Prohibition against Transfer
The IRS cites two cases for the proposition that the prohibition on transferability violates the present interest requirement. However, the cases are quite different from restrictions on transferability commonly found in partnership agreements.
Both cases involved gifts of non income producing property to trusts. In one case, the court disallowed the exclusion because the trustee had discretion over income distributions. No surprise, but not relevant to the TAM. In the other, the donor claimed annual exclusions for the beneficiaries'income interests in the trust because the trustee was required to distribute all income. The court found that the mandatory distribution provision was illusory because there was no income.

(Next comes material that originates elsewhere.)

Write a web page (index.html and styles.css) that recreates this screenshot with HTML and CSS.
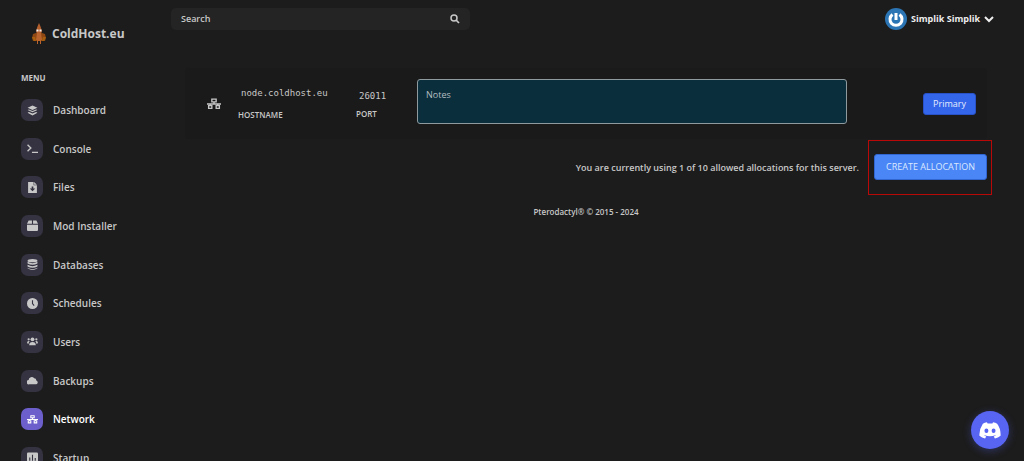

Neither case concerned restrictions on transferability of property given outright to a donee. Exactly how many current rights must a donee receive to be a present interest? The IRS has succeeded in muddying up the waters. So, advisors may begin to loosen up on the otherwise desirable restrictions on transferability. Chalk another one up to the IRS!
What to Do
I don't think we've heard the last of this issue. Subject to future developments, I recommend that you compare your partnership agreement terms to those the IRS found offensive in the TAM. If yours are substantially as restrictive as the TAM's, and you plan to make annual exclusion gifts in the future, talk with your advisors. Consider the magnitude of your gift tax risk if the annual exclusions are disallowed. If that risk scares you, consider amending your agreement to loosen the restrictions. But, don't loosen too far or you begin to lose the controls and discounts which may be important to you. Do not amend pre January 28, 1992 agreements without considering the potential loss of grandfathering under the Chapter 14 regulations.
And, give the IRS National Office credit for creatively protecting the federal fisc.